===== Information supplied =====

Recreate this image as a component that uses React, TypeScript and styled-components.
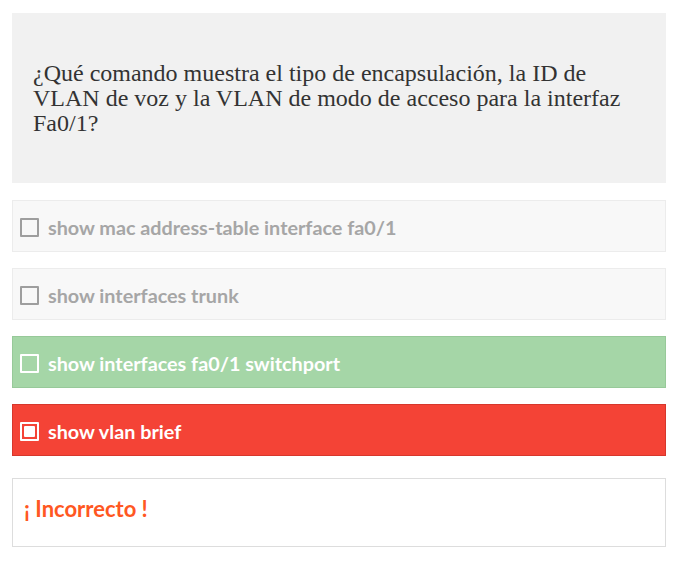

=====
===== Information supplied =====

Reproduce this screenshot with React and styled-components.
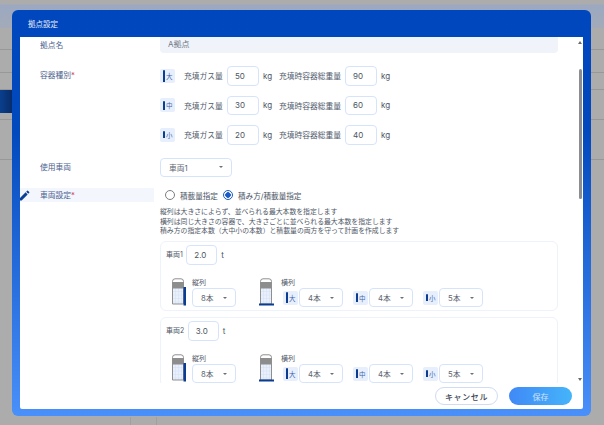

=====
===== Information supplied =====

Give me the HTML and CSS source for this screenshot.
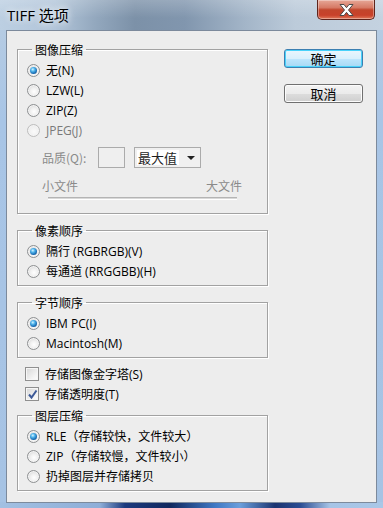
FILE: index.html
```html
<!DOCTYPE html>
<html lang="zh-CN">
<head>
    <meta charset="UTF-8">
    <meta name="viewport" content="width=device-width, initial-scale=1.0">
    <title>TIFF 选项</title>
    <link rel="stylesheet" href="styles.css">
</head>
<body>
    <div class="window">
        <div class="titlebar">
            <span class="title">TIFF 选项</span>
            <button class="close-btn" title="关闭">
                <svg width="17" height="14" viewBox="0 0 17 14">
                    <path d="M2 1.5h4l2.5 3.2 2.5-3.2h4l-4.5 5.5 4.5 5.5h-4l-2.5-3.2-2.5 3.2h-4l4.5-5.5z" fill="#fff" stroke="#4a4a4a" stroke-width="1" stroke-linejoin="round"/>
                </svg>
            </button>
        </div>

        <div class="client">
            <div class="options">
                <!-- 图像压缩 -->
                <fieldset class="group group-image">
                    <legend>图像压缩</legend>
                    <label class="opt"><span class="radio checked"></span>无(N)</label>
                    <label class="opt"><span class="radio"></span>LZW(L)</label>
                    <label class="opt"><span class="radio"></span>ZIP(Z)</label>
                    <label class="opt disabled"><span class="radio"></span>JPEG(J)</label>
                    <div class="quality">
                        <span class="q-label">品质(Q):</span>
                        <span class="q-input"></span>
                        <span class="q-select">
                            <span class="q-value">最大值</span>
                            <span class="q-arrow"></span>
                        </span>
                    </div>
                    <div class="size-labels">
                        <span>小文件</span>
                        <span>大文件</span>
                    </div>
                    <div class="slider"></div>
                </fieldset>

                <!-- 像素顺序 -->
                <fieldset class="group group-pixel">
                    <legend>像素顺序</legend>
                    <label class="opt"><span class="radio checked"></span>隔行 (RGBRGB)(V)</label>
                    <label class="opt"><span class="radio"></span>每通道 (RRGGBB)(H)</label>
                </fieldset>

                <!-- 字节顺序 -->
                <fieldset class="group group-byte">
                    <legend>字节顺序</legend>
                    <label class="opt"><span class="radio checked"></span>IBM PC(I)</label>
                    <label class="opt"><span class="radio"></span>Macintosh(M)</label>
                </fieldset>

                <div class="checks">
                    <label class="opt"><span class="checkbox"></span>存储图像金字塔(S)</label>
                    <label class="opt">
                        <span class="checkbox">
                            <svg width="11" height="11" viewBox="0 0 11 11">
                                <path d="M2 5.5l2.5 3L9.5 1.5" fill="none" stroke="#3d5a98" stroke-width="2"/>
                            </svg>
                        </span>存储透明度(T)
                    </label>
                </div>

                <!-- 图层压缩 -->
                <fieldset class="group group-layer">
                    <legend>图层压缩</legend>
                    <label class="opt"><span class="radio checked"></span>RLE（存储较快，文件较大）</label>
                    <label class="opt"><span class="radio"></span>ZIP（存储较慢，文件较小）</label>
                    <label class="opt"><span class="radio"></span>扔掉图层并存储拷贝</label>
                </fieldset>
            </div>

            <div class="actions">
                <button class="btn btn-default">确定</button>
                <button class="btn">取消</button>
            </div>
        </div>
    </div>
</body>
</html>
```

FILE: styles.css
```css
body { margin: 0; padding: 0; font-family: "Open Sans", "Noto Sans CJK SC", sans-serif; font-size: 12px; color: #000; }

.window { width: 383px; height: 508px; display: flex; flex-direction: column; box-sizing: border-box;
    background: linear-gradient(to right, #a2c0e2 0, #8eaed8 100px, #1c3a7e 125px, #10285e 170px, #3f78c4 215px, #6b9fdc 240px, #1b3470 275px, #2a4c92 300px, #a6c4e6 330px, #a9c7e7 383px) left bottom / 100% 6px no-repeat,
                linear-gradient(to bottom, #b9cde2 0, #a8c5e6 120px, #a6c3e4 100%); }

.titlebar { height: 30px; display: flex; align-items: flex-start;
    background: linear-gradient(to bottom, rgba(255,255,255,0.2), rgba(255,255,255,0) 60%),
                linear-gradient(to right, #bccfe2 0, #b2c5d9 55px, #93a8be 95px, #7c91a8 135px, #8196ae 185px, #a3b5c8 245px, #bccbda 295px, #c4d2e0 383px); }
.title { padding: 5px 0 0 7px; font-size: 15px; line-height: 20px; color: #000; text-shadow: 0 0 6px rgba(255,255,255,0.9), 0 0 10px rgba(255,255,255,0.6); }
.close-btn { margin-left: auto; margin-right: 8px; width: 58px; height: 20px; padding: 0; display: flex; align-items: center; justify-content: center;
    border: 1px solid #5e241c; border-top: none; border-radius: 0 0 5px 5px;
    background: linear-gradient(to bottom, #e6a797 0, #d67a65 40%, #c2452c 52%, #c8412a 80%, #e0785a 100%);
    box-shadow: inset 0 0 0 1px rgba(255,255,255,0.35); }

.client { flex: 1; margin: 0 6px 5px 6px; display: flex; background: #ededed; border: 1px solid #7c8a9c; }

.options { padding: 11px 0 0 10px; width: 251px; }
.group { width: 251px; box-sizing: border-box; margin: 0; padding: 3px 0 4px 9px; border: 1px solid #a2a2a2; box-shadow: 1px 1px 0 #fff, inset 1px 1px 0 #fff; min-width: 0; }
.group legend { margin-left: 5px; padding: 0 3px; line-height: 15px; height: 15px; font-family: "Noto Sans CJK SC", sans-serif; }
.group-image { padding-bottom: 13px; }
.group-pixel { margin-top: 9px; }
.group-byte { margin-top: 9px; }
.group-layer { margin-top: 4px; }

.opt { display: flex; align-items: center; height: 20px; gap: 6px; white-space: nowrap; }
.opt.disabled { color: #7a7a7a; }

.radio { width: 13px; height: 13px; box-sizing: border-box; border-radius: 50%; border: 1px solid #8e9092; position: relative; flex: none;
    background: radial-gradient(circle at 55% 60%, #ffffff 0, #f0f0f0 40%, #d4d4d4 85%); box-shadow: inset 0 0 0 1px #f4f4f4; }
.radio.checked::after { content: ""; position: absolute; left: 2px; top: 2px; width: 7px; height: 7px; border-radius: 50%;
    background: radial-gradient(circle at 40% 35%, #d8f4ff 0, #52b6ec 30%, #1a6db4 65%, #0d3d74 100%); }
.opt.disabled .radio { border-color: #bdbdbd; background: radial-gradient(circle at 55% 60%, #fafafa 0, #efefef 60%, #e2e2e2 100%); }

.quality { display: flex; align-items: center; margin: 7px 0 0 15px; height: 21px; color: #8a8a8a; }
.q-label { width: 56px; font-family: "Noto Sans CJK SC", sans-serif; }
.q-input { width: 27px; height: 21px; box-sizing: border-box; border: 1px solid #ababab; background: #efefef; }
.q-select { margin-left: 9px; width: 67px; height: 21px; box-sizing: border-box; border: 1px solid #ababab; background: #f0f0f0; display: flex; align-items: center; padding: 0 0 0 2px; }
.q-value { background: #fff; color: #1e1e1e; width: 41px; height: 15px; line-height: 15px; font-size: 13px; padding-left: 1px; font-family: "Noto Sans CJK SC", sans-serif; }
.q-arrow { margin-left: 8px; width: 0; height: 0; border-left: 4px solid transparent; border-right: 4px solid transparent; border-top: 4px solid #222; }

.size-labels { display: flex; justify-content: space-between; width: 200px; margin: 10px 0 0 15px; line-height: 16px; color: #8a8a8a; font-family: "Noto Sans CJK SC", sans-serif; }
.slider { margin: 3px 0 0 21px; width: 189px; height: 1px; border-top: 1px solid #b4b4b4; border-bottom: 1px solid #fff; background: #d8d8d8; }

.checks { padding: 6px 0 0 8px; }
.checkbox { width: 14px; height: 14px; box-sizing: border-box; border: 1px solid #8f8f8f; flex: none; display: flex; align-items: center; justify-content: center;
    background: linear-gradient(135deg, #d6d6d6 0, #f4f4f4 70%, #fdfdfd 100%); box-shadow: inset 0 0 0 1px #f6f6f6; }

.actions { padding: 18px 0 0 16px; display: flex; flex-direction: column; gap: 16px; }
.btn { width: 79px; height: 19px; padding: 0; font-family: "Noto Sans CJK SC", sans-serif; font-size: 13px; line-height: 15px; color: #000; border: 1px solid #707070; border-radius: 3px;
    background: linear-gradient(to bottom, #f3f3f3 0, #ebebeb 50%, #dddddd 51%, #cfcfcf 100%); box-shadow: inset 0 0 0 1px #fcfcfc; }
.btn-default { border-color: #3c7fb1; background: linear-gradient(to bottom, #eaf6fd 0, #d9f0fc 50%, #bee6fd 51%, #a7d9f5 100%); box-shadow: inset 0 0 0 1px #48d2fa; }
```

=====

Identify and extract each line of the listing that contains "screenshot".

Reproduce this screenshot with React and styled-components.
Give me the HTML and CSS source for this screenshot.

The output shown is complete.